This links a change in the indices of refraction to the change in impermeability ΔB_ij and, therefore, to mechanical stresses using Eq. (9). In the following, the approximation sign is omitted, although it is still an approximation that is only valid for small changes in impermeability.

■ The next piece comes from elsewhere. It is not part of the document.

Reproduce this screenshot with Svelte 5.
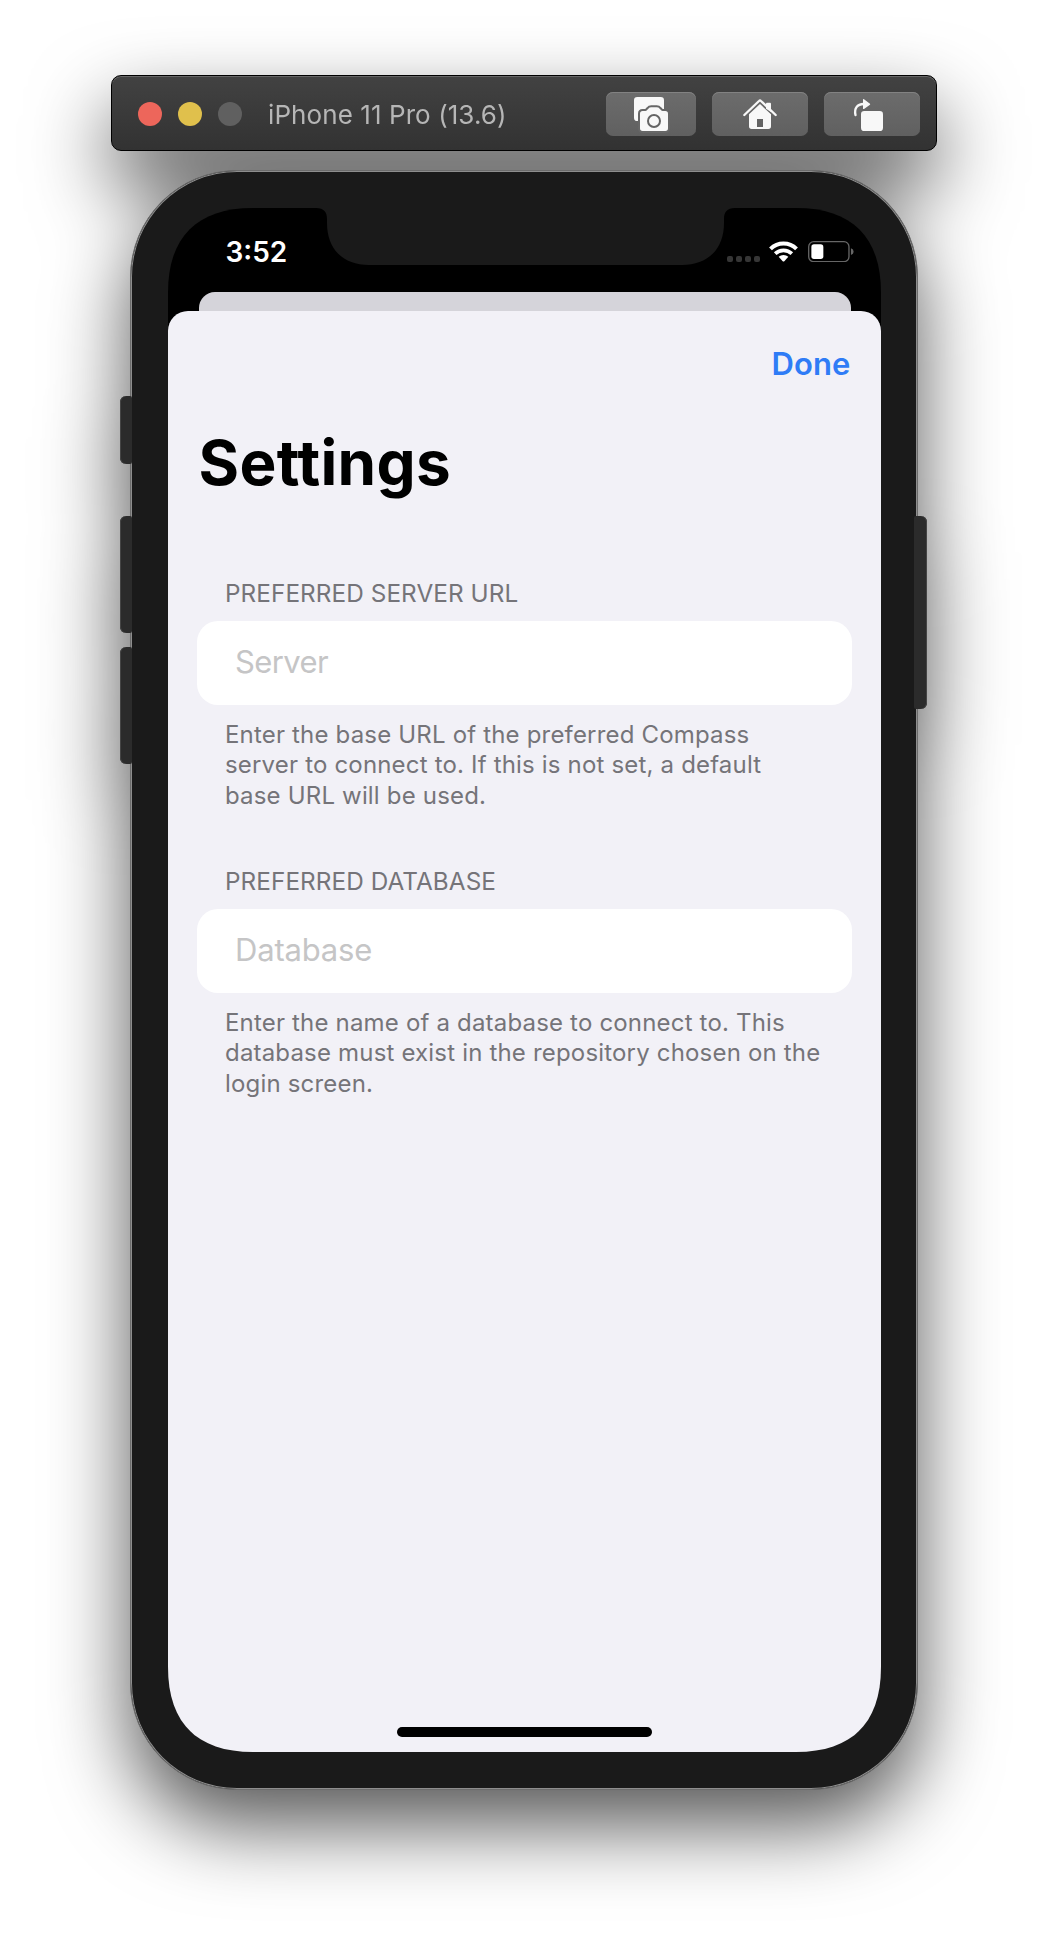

Rearranging Eq. (13) yields the following:

$$\begin{array}{}\text{(14)}& \left(n_{ij}-n_{ij}^o\right)=-{\displaystyle \frac{{\left(n_{ij}^o\right)}^{\mathrm{3}}}{\mathrm{2}}}\mathrm{\Delta }{B}_{ij}.\end{array}$$

For an indicatrix whose half-axes are aligned to the coordinate system, this leads to a set of three equations:

$$\begin{array}{}\text{(15a)}& {\displaystyle }& {\displaystyle }\left(n_{\mathrm{I}}-n_{\mathrm{I}}^o\right)=-{\displaystyle \frac{{\left(n_{\mathrm{I}}^o\right)}^{\mathrm{3}}}{\mathrm{2}}}\mathrm{\Delta }{B}_{\mathrm{I}},\text{(15b)}& {\displaystyle }& {\displaystyle }\left(n_{\mathrm{II}}-n_{\mathrm{II}}^o\right)=-{\displaystyle \frac{{\left(n_{\mathrm{II}}^o\right)}^{\mathrm{3}}}{\mathrm{2}}}\mathrm{\Delta }{B}_{\mathrm{II}},\text{(15c)}& {\displaystyle }& {\displaystyle }\left(n_{\mathrm{III}}-n_{\mathrm{III}}^o\right)=-{\displaystyle \frac{{\left(n_{\mathrm{III}}^o\right)}^{\mathrm{3}}}{\mathrm{2}}}\mathrm{\Delta }{B}_{\mathrm{III}}.\end{array}$$

With respect to Eq. (9), the change in the indices of refraction can be calculated for stress state σ_ij using stress-optical tensor π_ijkl. Because the impermeability and the stress tensor are both symmetric second-order tensors, the stress-optical tensor π_ijkl also has to show certain symmetries (Narasimhamurty, 1981). This allows it to be written as a 6×6 matrix in Voigt notation. In this form, indices ij and kl of the tensor π_ijkl are reduced to 11→1, 22→2, 33→3, 23→4, 13→5 and 12→6. In the following, Voigt notation will be indicated by ^(V).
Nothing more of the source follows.